Our extended family works throughout the year: planting, pruning, mowing, irrigating, and maintaining the farm and trees. We now also host beehives and are very excited to offer honey from our hives! (Ask us during your visit and we’ll be happy to show you the hives – if it’s a warm day some bees might even be out for a flight.)
We work throughout the year, but Tilden Lane Farm always looks forward to the upcoming Christmas season most of all, when we welcome friends and neighbors who come to select and cut their own Christmas trees. Our family is spread across the entire East Coast and Canada, but at tree season, we all come home to pitch in.
In 2020, Tilden Lane Farm was honored to participate in the Town of Huntington’s “Farming In Huntington” exhibit, mounted by Town Clerk Andrew Raia for Archives Month 2020. We were able to offer several artifacts from the farm’s history to be included in the display presented at Town Hall, and Bruce represented the Farm at the opening of the exhibit, where he accepted this certificate recognizing Tilden Lane Farm’s contribution to the town.

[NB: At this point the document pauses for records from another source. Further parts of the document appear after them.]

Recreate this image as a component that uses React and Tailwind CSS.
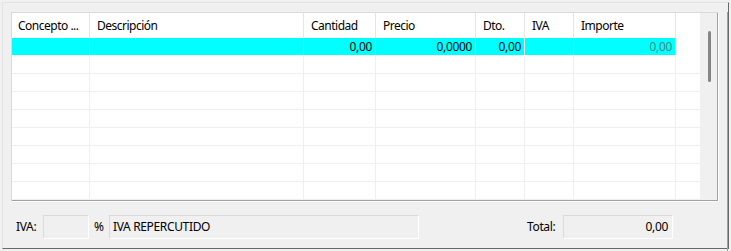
import React from 'react';

const cols = [
  { w: 'w-[78px]', label: 'Concepto ...', pad: 'pl-[6px]' },
  { w: 'w-[214px]', label: 'Descripción', pad: 'pl-[7px]' },
  { w: 'w-[72px]', label: 'Cantidad', value: '0,00', pad: 'pl-[7px]' },
  { w: 'w-[100px]', label: 'Precio', value: '0,0000', pad: 'pl-[7px]' },
  { w: 'w-[49px]', label: 'Dto.', value: '0,00', pad: 'pl-[7px]' },
  { w: 'w-[49px]', label: 'IVA', pad: 'pl-[7px]' },
  { w: 'w-[102px]', label: 'Importe', value: '0,00', muted: true, pad: 'pl-[7px]' },
];

const font = { fontFamily: '"Segoe UI", "Noto Sans", sans-serif' };

function HeaderRow() {
  return (
    <div className="flex h-[25px] bg-white">
      {cols.map((c) => (
        <div key={c.label} className={`${c.w} ${c.pad} shrink-0 border-r border-[#e5e5e5] flex items-center text-black whitespace-nowrap tracking-[-0.5px]`}>
          {c.label}
        </div>
      ))}
      <div className="flex-1" />
    </div>
  );
}

function SelectedRow() {
  return (
    <div className="flex h-[18px] border-b border-white">
      {cols.map((c) => (
        <div key={c.label} className={`${c.w} shrink-0 border-r border-white bg-[#00ffff] pr-[3px] flex items-center justify-end ${c.muted ? 'text-[#4f8484]' : 'text-black'}`}>
          {c.value}
        </div>
      ))}
      <div className="flex-1 bg-white" />
    </div>
  );
}

function EmptyRow() {
  return (
    <div className="flex h-[18px] border-b border-[#efefef] bg-white">
      {cols.map((c) => (
        <div key={c.label} className={`${c.w} shrink-0 border-r border-[#efefef]`} />
      ))}
      <div className="flex-1" />
    </div>
  );
}

function Box({ w, children, right }) {
  return (
    <div className={`${w} h-[24px] shrink-0 border border-t-[#dadada] border-l-[#dadada] border-r-white border-b-white bg-[#f0f0f0] flex items-center ${right ? 'justify-end pr-[4px]' : 'pl-[3px]'}`}>
      {children}
    </div>
  );
}

export default function App() {
  return (
    <div className="w-[731px] h-[251px] bg-[#f0f0f0] p-[2px] text-[12px] leading-none tracking-[-0.35px]" style={font}>
      <div className="w-[727px] h-[247px] border-t border-l border-[#e3e3e3] border-r border-b border-r-[#696969] border-b-[#696969]">
        <div className="h-full border-r border-b border-[#a0a0a0]">
          {/* grid */}
          <div className="ml-[8px] mt-[9px] w-[708px] h-[190px] border-t border-l border-[#dadada] border-r border-b border-r-white border-b-white">
            <div className="h-full flex border-r border-b border-[#a0a0a0]">
              <div className="w-[688px] bg-white overflow-hidden">
                <HeaderRow />
                <SelectedRow />
                {Array.from({ length: 8 }).map((_, i) => (
                  <EmptyRow key={i} />
                ))}
              </div>
              <div className="flex-1 bg-[#f0f0f0] pt-[18px] pl-[8px]">
                <div className="w-[3px] h-[51px] rounded-full bg-[#858585]" />
              </div>
            </div>
          </div>

          {/* footer */}
          <div className="flex items-center mt-[13px] h-[24px] pl-[13px] text-black">
            <span className="w-[27px] shrink-0">IVA:</span>
            <Box w="w-[46px]" />
            <span className="w-[20px] shrink-0 pl-[5px]">%</span>
            <Box w="w-[310px]">IVA REPERCUTIDO</Box>
            <span className="ml-[108px] w-[36px] shrink-0">Total:</span>
            <Box w="w-[110px]" right>0,00</Box>
          </div>
        </div>
      </div>
    </div>
  );
}
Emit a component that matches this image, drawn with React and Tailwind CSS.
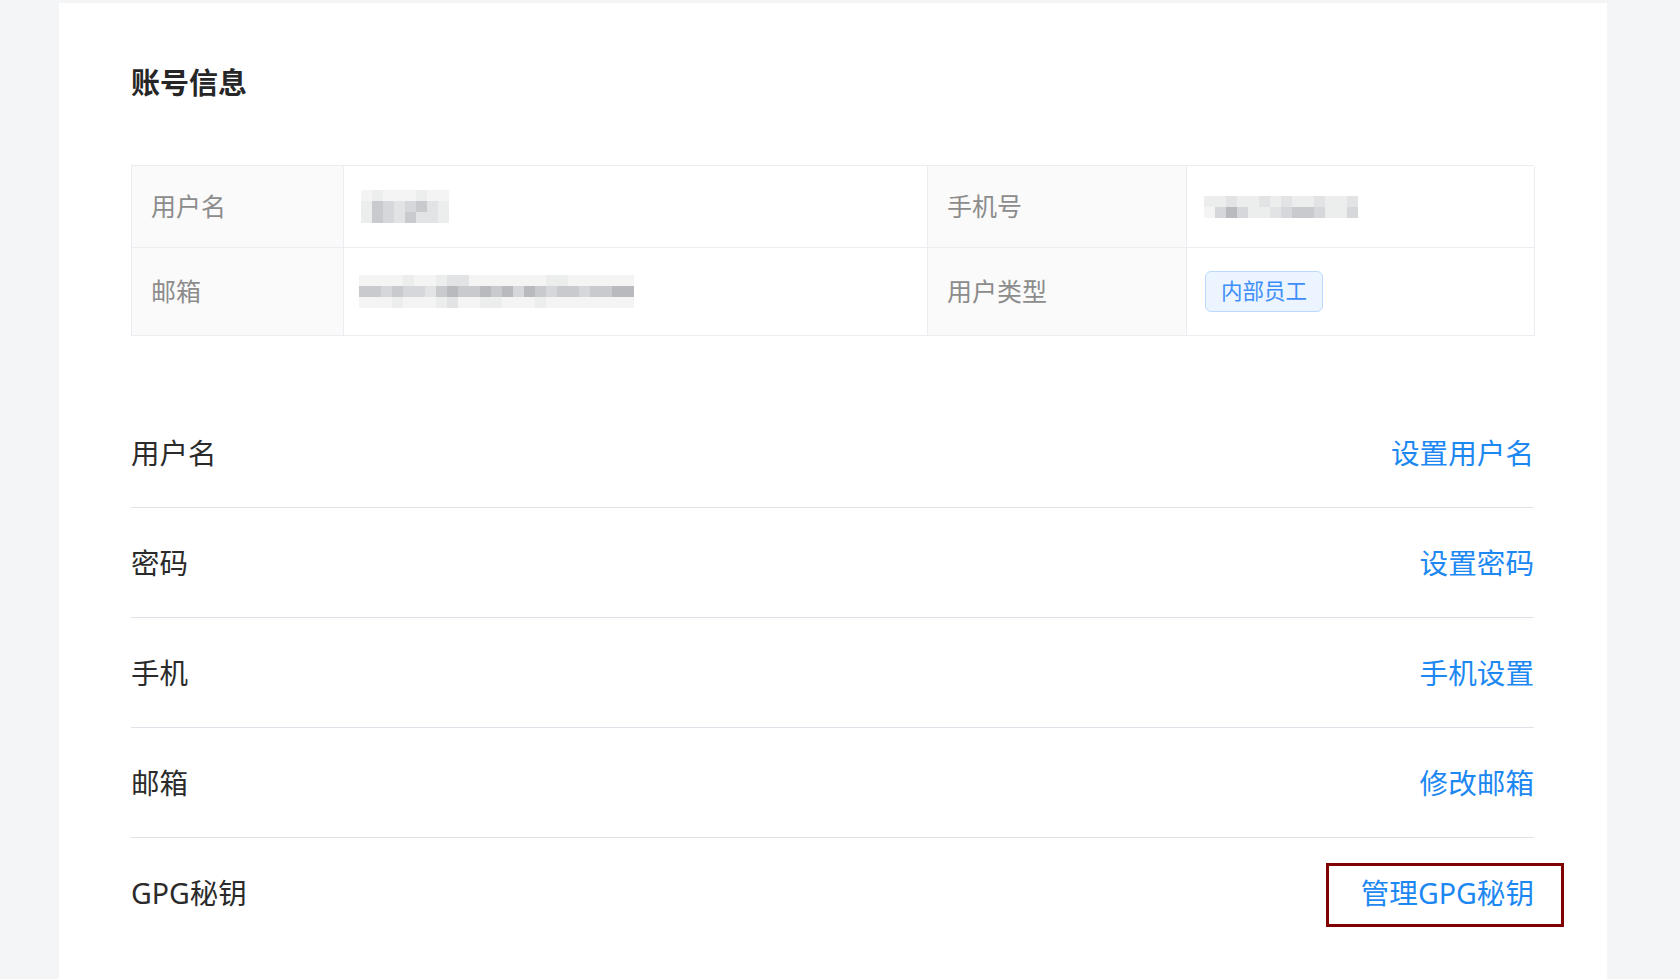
import React from 'react';

const greys = [
  'bg-[#f4f4f5]',
  'bg-[#eceded]',
  'bg-[#e2e3e5]',
  'bg-[#d6d7da]',
  'bg-[#c9cacd]',
  'bg-[#b9babd]',
  'bg-[#a9a9ad]',
];

// little mosaic standing in for the blurred values
const Mosaic = ({ rows }) => (
  <div className="flex flex-col">
    {rows.map((row, i) => (
      <div key={i} className="flex">
        {row.map((c, j) => (
          <div key={j} className={`w-[11px] h-[11px] ${greys[c]}`} />
        ))}
      </div>
    ))}
  </div>
);

const nameRows = [
  [0, 1, 0, 0, 0, 1, 0, 0],
  [1, 4, 3, 2, 3, 4, 2, 1],
  [1, 4, 3, 2, 4, 2, 2, 1],
];

const phoneRows = [
  [1, 1, 2, 1, 1, 2, 1, 2, 1, 1, 2, 1, 1, 2],
  [0, 3, 5, 3, 1, 1, 2, 3, 4, 4, 3, 1, 1, 3],
];

const mailRows = [
  [0, 0, 0, 0, 1, 0, 0, 1, 2, 2, 0, 0, 0, 0, 0, 0, 0, 1, 1, 0, 0, 0, 0, 0, 0],
  [4, 4, 3, 4, 3, 3, 2, 4, 5, 4, 4, 5, 4, 5, 3, 5, 4, 3, 4, 4, 3, 4, 4, 5, 5],
  [0, 0, 0, 1, 0, 0, 0, 1, 2, 0, 0, 1, 1, 0, 0, 0, 1, 0, 0, 0, 0, 0, 0, 0, 0],
];

const settings = [
  { label: '用户名', action: '设置用户名' },
  { label: '密码', action: '设置密码' },
  { label: '手机', action: '手机设置' },
  { label: '邮箱', action: '修改邮箱' },
  { label: 'GPG秘钥', action: '管理GPG秘钥', marked: true },
];

const font = "font-['Noto_Sans','Noto_Sans_CJK_SC',sans-serif]";

export default function App() {
  return (
    <div className={`min-h-screen bg-[#f4f5f7] pt-[3px] ${font}`}>
      <div className="ml-[59px] w-[1548px] min-h-[976px] bg-white pl-[72px] pr-[73px] pt-[60px] pb-[30px]">
        <h1 className="text-[29px] leading-[40px] font-bold text-[#262626]">账号信息</h1>

        <div className="mt-[62px] grid grid-cols-[212px_584px_259px_348px] border-t border-l border-[#ebedf2]">
          <div className="h-[82px] flex items-center px-[19px] bg-[#fafafa] border-r border-b border-[#ebedf2] text-[25px] text-[#8c8c8c]">用户名</div>
          <div className="h-[82px] flex items-center px-[17px] border-r border-b border-[#ebedf2]">
            <Mosaic rows={nameRows} />
          </div>
          <div className="h-[82px] flex items-center px-[19px] bg-[#fafafa] border-r border-b border-[#ebedf2] text-[25px] text-[#8c8c8c]">手机号</div>
          <div className="h-[82px] flex items-center px-[17px] border-r border-b border-[#ebedf2]">
            <Mosaic rows={phoneRows} />
          </div>

          <div className="h-[88px] flex items-center px-[19px] bg-[#fafafa] border-r border-b border-[#ebedf2] text-[25px] text-[#8c8c8c]">邮箱</div>
          <div className="h-[88px] flex items-center px-[15px] border-r border-b border-[#ebedf2]">
            <Mosaic rows={mailRows} />
          </div>
          <div className="h-[88px] flex items-center px-[19px] bg-[#fafafa] border-r border-b border-[#ebedf2] text-[25px] text-[#8c8c8c]">用户类型</div>
          <div className="h-[88px] flex items-center px-[18px] border-r border-b border-[#ebedf2]">
            <span className="h-[41px] px-[15px] flex items-center rounded-[6px] border border-[#bcdaff] bg-[#ebf4ff] text-[21.5px] text-[#3d8ef8]">内部员工</span>
          </div>
        </div>

        <div className="mt-[62px]">
          {settings.map((s, i) => (
            <div
              key={s.label}
              className={`h-[110px] flex items-center justify-between ${i < settings.length - 1 ? 'border-b border-[#dfe2e8]' : ''}`}
            >
              <span className="text-[28.5px] leading-[40px] text-[#2b2b2b]">{s.label}</span>
              <span className="relative text-[28.6px] leading-[40px] text-[#1d88f2] cursor-pointer">
                {s.action}
                {s.marked && (
                  <span className="absolute -left-[35px] -right-[30px] -top-[10px] -bottom-[14px] border-[3px] border-[#800000]" />
                )}
              </span>
            </div>
          ))}
        </div>
      </div>
    </div>
  );
}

In 2022 we welcomed a new granddaughter, the newest member of the farm’s eighth generation! We are so excited for her first trip to the farm and her cousins are excited for a new member of the cousin crew!
Our crew today is headed up by Bruce with his wife Jeanne; son Andrew and his wife Katie, daughters Abigail and her wife Sanna, Rebecca and her husband Mike, and Emily and her husband Jon; grandchildren Logan, Matthew, Nicholas, James, Meghan, Owen and the newest baby cousin; and crewmembers Jimmy (Jeanne’s brother) and lifelong family friends Pete and Tim.
We look forward to your visit, and hope that our family farm tradition will become a part of your family’s treasured Christmas memories as well. See you at the farm!